Irish Council of Imams
- Formation: 15 September 2006
- Type: Religious organization
- Location: Ireland;
- Affiliations: Islam

= Irish Council of Imams =

Islamic organization based in Ireland

The Irish Council of Imams is an umbrella organisation for most Islamic establishments in Ireland. Its formation was announced in a press release on 15 September 2006. It represents 35 imams in Ireland, of both the Sunni and Shia denominations, but excludes Ahmadiyya. The chairman is Imam Hussein Halawa (Islamic Cultural Centre of Ireland), the deputy chairman is Imam Yahya Al-Hussein (Islamic Foundation of Ireland), and the general secretary is Belkacem Belfedhal. The Council consists of representatives from Cork, Galway, Limerick, Waterford, Meath, and Dublin mosques.

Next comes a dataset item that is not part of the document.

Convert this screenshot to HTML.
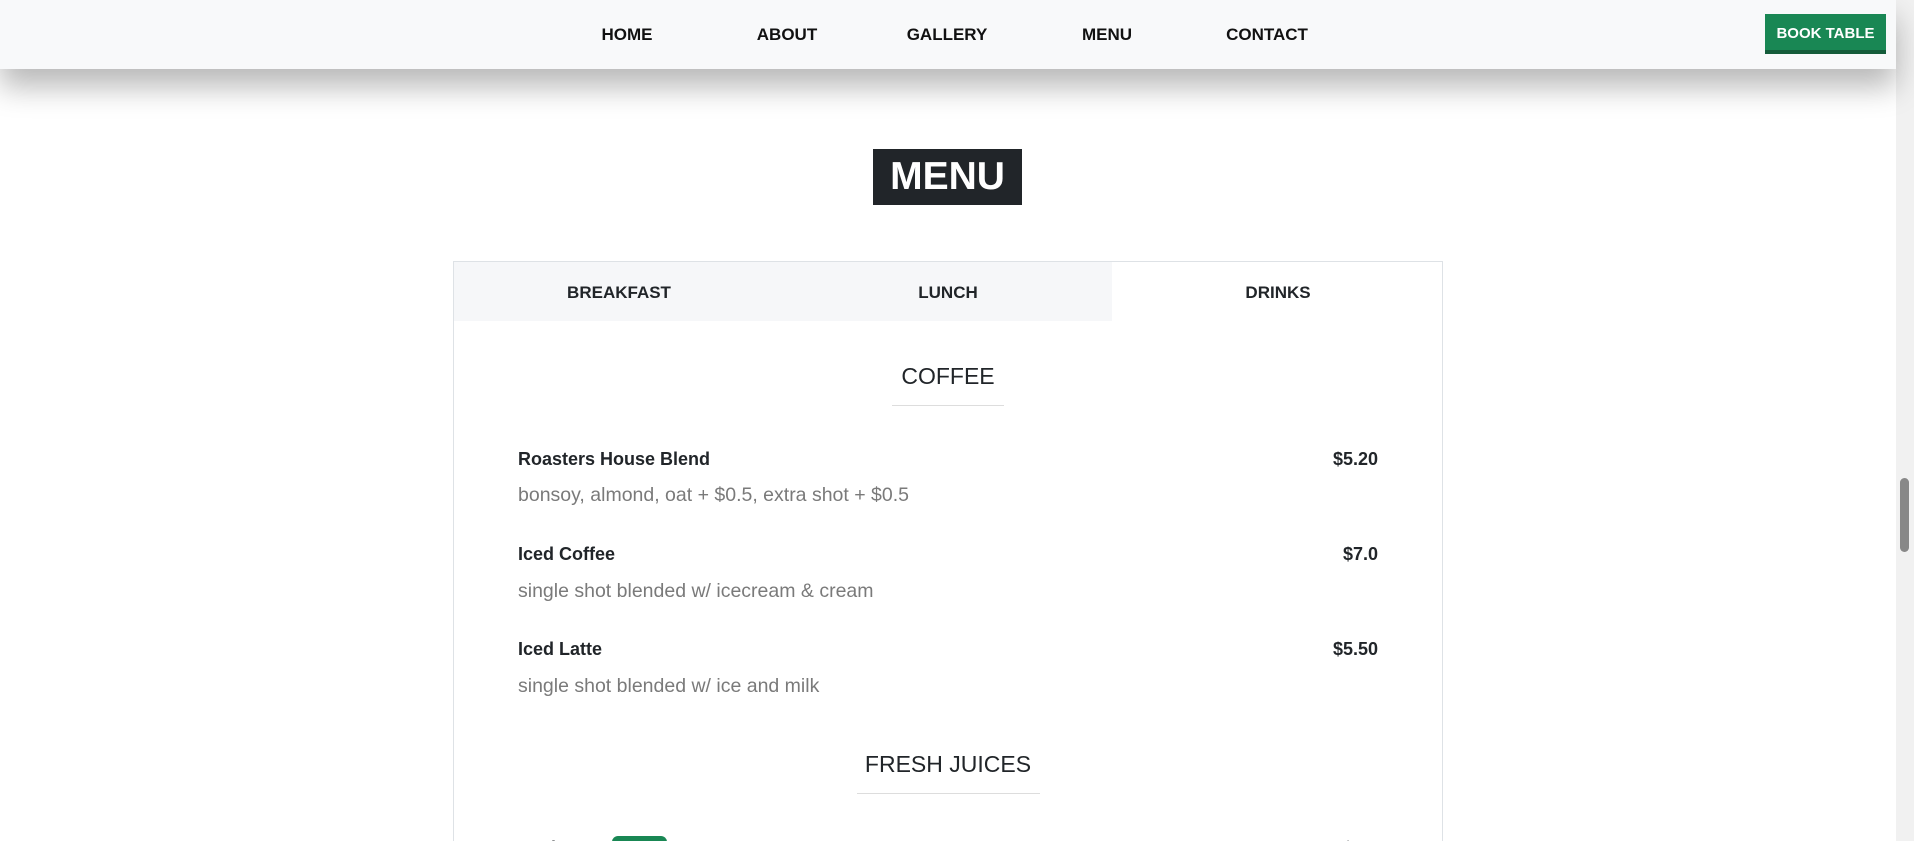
<!DOCTYPE html>
<html><head><meta charset="utf-8"><style>
*{margin:0;padding:0;box-sizing:border-box}
html,body{width:1914px;height:841px;overflow:hidden;background:#fff;font-family:"Liberation Sans",sans-serif;color:#212529}
#wrap{position:relative;width:1914px;height:841px;overflow:hidden}
.nav{position:absolute;left:0;top:0;width:1896px;height:69px;background:#f8f9fa;box-shadow:0 18px 30px rgba(0,0,0,.28);z-index:2}
.nav a{position:absolute;top:25px;font-size:17px;font-weight:600;transform:translateX(-50%);color:#111;white-space:nowrap}
.btn{position:absolute;left:1765px;top:14px;width:121px;height:40px;background:#198754;border-bottom:4px solid #145c3a;color:#fff;font-size:15px;font-weight:700;text-align:center;line-height:40px}
.sb{position:absolute;left:1896px;top:0;width:18px;height:841px;background:#f1f1f1}
.thumb{position:absolute;left:1900px;top:478px;width:9px;height:74px;background:#888;border-radius:5px}
.title{position:absolute;left:873px;top:149px;width:149px;height:56px;background:#212529;color:#fff;font-size:39px;font-weight:600;text-align:center;line-height:56px}
.card{position:absolute;left:453px;top:261px;width:990px;height:700px;border:1px solid #dee2e6}
.tabs{position:absolute;left:0;top:0;width:658px;height:59px;background:#f6f7f9}
.tab{position:absolute;top:21px;font-size:17px;font-weight:700;transform:translateX(-50%)}
.h{position:absolute;font-size:23px;font-weight:500;transform:translateX(-50%);white-space:nowrap}
.line{position:absolute;height:1px;background:#ddd}
.n{position:absolute;left:64px;font-size:18px;font-weight:600}
.d{position:absolute;left:64px;font-size:19.5px;color:#7a7a7a}
.p{position:absolute;right:64px;font-size:18px;font-weight:600}
</style></head><body><div id="wrap">
<div class="nav">
<a style="left:627px">HOME</a><a style="left:787px">ABOUT</a><a style="left:947px">GALLERY</a><a style="left:1107px">MENU</a><a style="left:1267px">CONTACT</a>
<div class="btn">BOOK TABLE</div>
</div>
<div class="sb"></div><div class="thumb"></div>
<div class="title">MENU</div>
<div class="card">
<div class="tabs"></div>
<div class="tab" style="left:165px">BREAKFAST</div>
<div class="tab" style="left:494px">LUNCH</div>
<div class="tab" style="left:824px">DRINKS</div>
<div class="h" style="left:494px;top:101px">COFFEE</div>
<div class="line" style="left:438px;width:112px;top:143px"></div>
<div class="n" style="top:187px">Roasters House Blend</div><div class="p" style="top:187px">$5.20</div>
<div class="d" style="top:222px">bonsoy, almond, oat + $0.5, extra shot + $0.5</div>
<div class="n" style="top:282px">Iced Coffee</div><div class="p" style="top:282px">$7.0</div>
<div class="d" style="top:318px">single shot blended w/ icecream &amp; cream</div>
<div class="n" style="top:377px">Iced Latte</div><div class="p" style="top:377px">$5.50</div>
<div class="d" style="top:413px">single shot blended w/ ice and milk</div>
<div class="h" style="left:494px;top:489px">FRESH JUICES</div>
<div class="line" style="left:403px;width:183px;top:531px"></div>
<div class="n" style="top:576px">Acai Wow</div>
<div style="position:absolute;left:158px;top:574px;width:55px;height:26px;background:#198754;border-radius:6px"></div>
<div class="p" style="top:576px">$9.0</div>
</div>
</div></body></html>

A previous attempt to establish an all-Ireland Muslim council, similar to the Muslim Council of Britain was the Supreme Muslim Council of Ireland by a controversial Shaheed Satardien.

Among the first actions was the setting of a common date for Ramadan for all Irish Muslims and non-Irish Muslims living in Ireland.

However the imposition of a Ramadan date based solely on astronomical calculations has been widely contested by those who only believe in visual observation of the moon, to determine the new Islamic month, as well as questioning the unelected and unrepresentative nature of the Council.

On 22 January 2016, founding member of the Council, Shaykh Umar Al-Qadri, resigned due to concerns about the lack of accountability, transparency and democracy in the Council.